Once I made it clear that I didn’t intend to reproduce, she took it upon herself to convince me. She will jump at any opportunity to remind me that kids are great, and being a mother is awesome, and when you have kids you get to do all kinds of fun things like play in sandpits and have play-doh in the house again. Any time she sees me holding one of my friends’ kids she will give me a little knowing nod and make a point to tell me how great I am with kids, as though to reinforce my maternal behaviours.
At this point it was easy to shrug these things off as a bit of silliness from my baby-crazy mother. But then the balance shifted when many of my friends started to join The Motherhood, rolling down the streets with their strollers and colourful collection of Peppa Pig toys. All of a sudden, the pressure wasn’t just coming from my mother, it was everywhere. Friends who had never batted an eyelid at my childlessness before started to inquire when I’d start my own family. And then the tension began to mount.
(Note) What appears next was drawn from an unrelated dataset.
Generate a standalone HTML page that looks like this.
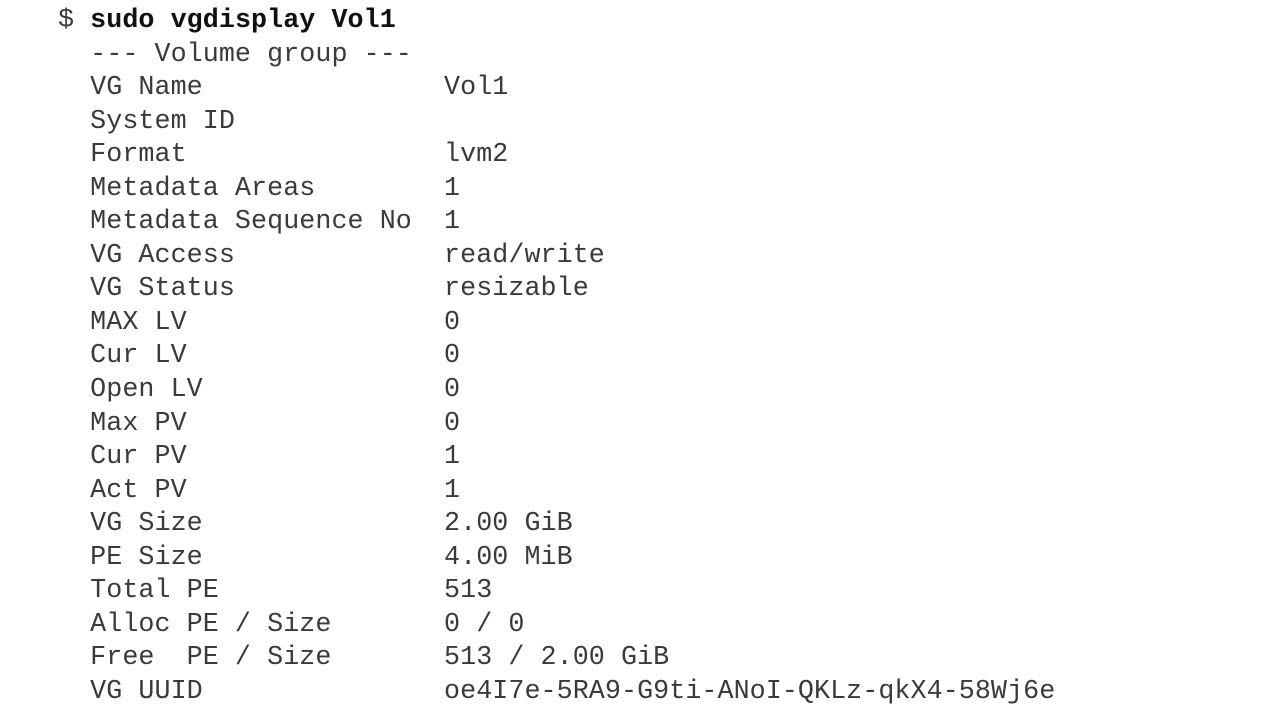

What started as a bit of casual questioning took on a distinctly disdainful air. Whenever I’d mention that I don’t want to have kids, inevitably there would be someone who would roll their eyes and say “You’ll change your mind”. My decision to remain childless has been met with people asking if I hate children, or questioning whether I’m vain and selfish and don’t want to devote my time to another. My mother has begun rattling off lists of people I went to school with who have had children, and I’m starting to feel that same old high school pressure “Everyone else is doing it, why not you?”.
In the face of this adult peer pressure, I’ve decided to console myself with the very same advice that those videos preached so many years ago: to listen to your gut and do the right thing. The truth is I like kids. A lot. They can be hilarious and a source of great joy. And I’m good with kids. But I am also good at handing them back to their parents when a tantrum kicks in. As much as I enjoy them, I don’t have any desire to have kids of my own. I’m perfectly content being Aunty Ness to all my friends kids. That’s what’s right for me, and just because everyone else seems to be having babies doesn’t mean I need to have one too.
Have you felt peer pressure as an adult? What have you felt pressured to do?